**REQUIRED WORK**
Every line below is to be quoted exactly, with nothing added or dropped.

**RECORDED DATA**
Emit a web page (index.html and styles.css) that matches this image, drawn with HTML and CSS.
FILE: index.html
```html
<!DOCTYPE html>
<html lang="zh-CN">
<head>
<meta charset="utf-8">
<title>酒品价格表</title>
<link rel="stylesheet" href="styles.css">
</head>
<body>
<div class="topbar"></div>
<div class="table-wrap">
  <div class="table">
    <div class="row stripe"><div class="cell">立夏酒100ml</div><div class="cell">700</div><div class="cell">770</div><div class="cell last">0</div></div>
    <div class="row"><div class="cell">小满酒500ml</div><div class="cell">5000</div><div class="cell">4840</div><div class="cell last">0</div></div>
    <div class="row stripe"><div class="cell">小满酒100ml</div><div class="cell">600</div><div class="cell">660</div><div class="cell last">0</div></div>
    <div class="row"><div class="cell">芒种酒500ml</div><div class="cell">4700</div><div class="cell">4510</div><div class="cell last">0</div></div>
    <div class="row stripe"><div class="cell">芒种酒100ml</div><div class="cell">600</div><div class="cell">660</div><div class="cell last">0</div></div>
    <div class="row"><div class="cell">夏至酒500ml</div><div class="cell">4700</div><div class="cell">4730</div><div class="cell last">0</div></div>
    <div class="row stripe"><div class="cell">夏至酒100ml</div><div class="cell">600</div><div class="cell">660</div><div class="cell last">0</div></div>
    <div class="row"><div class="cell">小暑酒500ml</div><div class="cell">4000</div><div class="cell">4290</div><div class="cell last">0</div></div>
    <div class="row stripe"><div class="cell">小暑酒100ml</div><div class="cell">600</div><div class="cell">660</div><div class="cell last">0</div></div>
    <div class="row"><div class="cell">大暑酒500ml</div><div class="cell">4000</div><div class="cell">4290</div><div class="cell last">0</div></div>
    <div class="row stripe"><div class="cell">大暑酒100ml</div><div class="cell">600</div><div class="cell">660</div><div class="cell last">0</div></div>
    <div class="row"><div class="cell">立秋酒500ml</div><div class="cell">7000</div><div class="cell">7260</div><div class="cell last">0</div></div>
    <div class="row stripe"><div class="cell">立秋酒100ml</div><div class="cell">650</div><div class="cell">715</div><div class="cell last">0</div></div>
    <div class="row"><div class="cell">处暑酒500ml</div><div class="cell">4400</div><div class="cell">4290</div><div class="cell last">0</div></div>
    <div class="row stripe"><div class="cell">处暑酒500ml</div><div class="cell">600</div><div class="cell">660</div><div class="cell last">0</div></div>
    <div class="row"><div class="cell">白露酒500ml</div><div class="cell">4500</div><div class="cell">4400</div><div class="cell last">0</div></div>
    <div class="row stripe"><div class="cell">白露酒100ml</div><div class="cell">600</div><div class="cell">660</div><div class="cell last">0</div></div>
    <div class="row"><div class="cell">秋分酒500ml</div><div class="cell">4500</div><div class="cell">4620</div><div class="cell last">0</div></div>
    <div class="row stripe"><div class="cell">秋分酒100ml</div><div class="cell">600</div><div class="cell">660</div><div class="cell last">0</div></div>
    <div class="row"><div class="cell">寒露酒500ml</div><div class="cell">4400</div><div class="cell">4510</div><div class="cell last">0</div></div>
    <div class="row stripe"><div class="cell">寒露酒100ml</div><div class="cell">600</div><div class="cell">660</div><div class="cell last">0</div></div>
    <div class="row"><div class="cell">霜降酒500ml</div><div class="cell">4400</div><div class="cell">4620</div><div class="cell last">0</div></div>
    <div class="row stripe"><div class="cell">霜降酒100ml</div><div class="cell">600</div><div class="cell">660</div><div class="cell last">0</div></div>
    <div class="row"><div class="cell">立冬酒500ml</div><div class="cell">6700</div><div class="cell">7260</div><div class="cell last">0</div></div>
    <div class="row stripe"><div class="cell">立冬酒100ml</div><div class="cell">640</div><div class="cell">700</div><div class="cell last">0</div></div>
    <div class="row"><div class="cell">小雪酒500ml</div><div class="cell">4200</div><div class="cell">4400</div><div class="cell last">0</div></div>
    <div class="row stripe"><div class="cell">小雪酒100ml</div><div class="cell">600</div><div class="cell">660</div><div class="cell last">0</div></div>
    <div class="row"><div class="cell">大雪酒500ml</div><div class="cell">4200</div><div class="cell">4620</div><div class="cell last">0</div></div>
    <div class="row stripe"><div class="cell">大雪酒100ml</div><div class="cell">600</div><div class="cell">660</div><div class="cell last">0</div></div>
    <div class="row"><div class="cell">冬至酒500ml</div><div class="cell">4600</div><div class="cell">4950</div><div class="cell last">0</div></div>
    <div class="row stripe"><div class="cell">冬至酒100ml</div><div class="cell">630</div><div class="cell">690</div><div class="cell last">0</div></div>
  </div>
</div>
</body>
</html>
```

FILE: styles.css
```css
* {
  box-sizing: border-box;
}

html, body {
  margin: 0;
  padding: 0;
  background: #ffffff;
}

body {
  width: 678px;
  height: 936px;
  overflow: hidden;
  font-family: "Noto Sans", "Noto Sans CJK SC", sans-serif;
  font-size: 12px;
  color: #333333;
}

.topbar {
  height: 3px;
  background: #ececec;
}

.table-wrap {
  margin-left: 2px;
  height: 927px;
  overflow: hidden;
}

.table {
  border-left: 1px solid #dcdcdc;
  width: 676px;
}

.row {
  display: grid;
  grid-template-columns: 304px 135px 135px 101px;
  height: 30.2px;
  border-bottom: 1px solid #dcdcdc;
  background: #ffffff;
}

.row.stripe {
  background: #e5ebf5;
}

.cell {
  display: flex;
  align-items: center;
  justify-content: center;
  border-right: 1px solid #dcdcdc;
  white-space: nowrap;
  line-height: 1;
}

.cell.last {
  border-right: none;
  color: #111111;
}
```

**RESULT OF THE TASK**
Emit a web page (index.html and styles.css) that matches this image, drawn with HTML and CSS.
FILE: index.html
```html
<!DOCTYPE html>
<html lang="zh-CN">
<head>
<meta charset="utf-8">
<title>酒品价格表</title>
<link rel="stylesheet" href="styles.css">
</head>
<body>
<div class="topbar"></div>
<div class="table-wrap">
  <div class="table">
    <div class="row stripe"><div class="cell">立夏酒100ml</div><div class="cell">700</div><div class="cell">770</div><div class="cell last">0</div></div>
    <div class="row"><div class="cell">小满酒500ml</div><div class="cell">5000</div><div class="cell">4840</div><div class="cell last">0</div></div>
    <div class="row stripe"><div class="cell">小满酒100ml</div><div class="cell">600</div><div class="cell">660</div><div class="cell last">0</div></div>
    <div class="row"><div class="cell">芒种酒500ml</div><div class="cell">4700</div><div class="cell">4510</div><div class="cell last">0</div></div>
    <div class="row stripe"><div class="cell">芒种酒100ml</div><div class="cell">600</div><div class="cell">660</div><div class="cell last">0</div></div>
    <div class="row"><div class="cell">夏至酒500ml</div><div class="cell">4700</div><div class="cell">4730</div><div class="cell last">0</div></div>
    <div class="row stripe"><div class="cell">夏至酒100ml</div><div class="cell">600</div><div class="cell">660</div><div class="cell last">0</div></div>
    <div class="row"><div class="cell">小暑酒500ml</div><div class="cell">4000</div><div class="cell">4290</div><div class="cell last">0</div></div>
    <div class="row stripe"><div class="cell">小暑酒100ml</div><div class="cell">600</div><div class="cell">660</div><div class="cell last">0</div></div>
    <div class="row"><div class="cell">大暑酒500ml</div><div class="cell">4000</div><div class="cell">4290</div><div class="cell last">0</div></div>
    <div class="row stripe"><div class="cell">大暑酒100ml</div><div class="cell">600</div><div class="cell">660</div><div class="cell last">0</div></div>
    <div class="row"><div class="cell">立秋酒500ml</div><div class="cell">7000</div><div class="cell">7260</div><div class="cell last">0</div></div>
    <div class="row stripe"><div class="cell">立秋酒100ml</div><div class="cell">650</div><div class="cell">715</div><div class="cell last">0</div></div>
    <div class="row"><div class="cell">处暑酒500ml</div><div class="cell">4400</div><div class="cell">4290</div><div class="cell last">0</div></div>
    <div class="row stripe"><div class="cell">处暑酒500ml</div><div class="cell">600</div><div class="cell">660</div><div class="cell last">0</div></div>
    <div class="row"><div class="cell">白露酒500ml</div><div class="cell">4500</div><div class="cell">4400</div><div class="cell last">0</div></div>
    <div class="row stripe"><div class="cell">白露酒100ml</div><div class="cell">600</div><div class="cell">660</div><div class="cell last">0</div></div>
    <div class="row"><div class="cell">秋分酒500ml</div><div class="cell">4500</div><div class="cell">4620</div><div class="cell last">0</div></div>
    <div class="row stripe"><div class="cell">秋分酒100ml</div><div class="cell">600</div><div class="cell">660</div><div class="cell last">0</div></div>
    <div class="row"><div class="cell">寒露酒500ml</div><div class="cell">4400</div><div class="cell">4510</div><div class="cell last">0</div></div>
    <div class="row stripe"><div class="cell">寒露酒100ml</div><div class="cell">600</div><div class="cell">660</div><div class="cell last">0</div></div>
    <div class="row"><div class="cell">霜降酒500ml</div><div class="cell">4400</div><div class="cell">4620</div><div class="cell last">0</div></div>
    <div class="row stripe"><div class="cell">霜降酒100ml</div><div class="cell">600</div><div class="cell">660</div><div class="cell last">0</div></div>
    <div class="row"><div class="cell">立冬酒500ml</div><div class="cell">6700</div><div class="cell">7260</div><div class="cell last">0</div></div>
    <div class="row stripe"><div class="cell">立冬酒100ml</div><div class="cell">640</div><div class="cell">700</div><div class="cell last">0</div></div>
    <div class="row"><div class="cell">小雪酒500ml</div><div class="cell">4200</div><div class="cell">4400</div><div class="cell last">0</div></div>
    <div class="row stripe"><div class="cell">小雪酒100ml</div><div class="cell">600</div><div class="cell">660</div><div class="cell last">0</div></div>
    <div class="row"><div class="cell">大雪酒500ml</div><div class="cell">4200</div><div class="cell">4620</div><div class="cell last">0</div></div>
    <div class="row stripe"><div class="cell">大雪酒100ml</div><div class="cell">600</div><div class="cell">660</div><div class="cell last">0</div></div>
    <div class="row"><div class="cell">冬至酒500ml</div><div class="cell">4600</div><div class="cell">4950</div><div class="cell last">0</div></div>
    <div class="row stripe"><div class="cell">冬至酒100ml</div><div class="cell">630</div><div class="cell">690</div><div class="cell last">0</div></div>
  </div>
</div>
</body>
</html>
```

FILE: styles.css
```css
* {
  box-sizing: border-box;
}

html, body {
  margin: 0;
  padding: 0;
  background: #ffffff;
}

body {
  width: 678px;
  height: 936px;
  overflow: hidden;
  font-family: "Noto Sans", "Noto Sans CJK SC", sans-serif;
  font-size: 12px;
  color: #333333;
}

.topbar {
  height: 3px;
  background: #ececec;
}

.table-wrap {
  margin-left: 2px;
  height: 927px;
  overflow: hidden;
}

.table {
  border-left: 1px solid #dcdcdc;
  width: 676px;
}

.row {
  display: grid;
  grid-template-columns: 304px 135px 135px 101px;
  height: 30.2px;
  border-bottom: 1px solid #dcdcdc;
  background: #ffffff;
}

.row.stripe {
  background: #e5ebf5;
}

.cell {
  display: flex;
  align-items: center;
  justify-content: center;
  border-right: 1px solid #dcdcdc;
  white-space: nowrap;
  line-height: 1;
}

.cell.last {
  border-right: none;
  color: #111111;
}
```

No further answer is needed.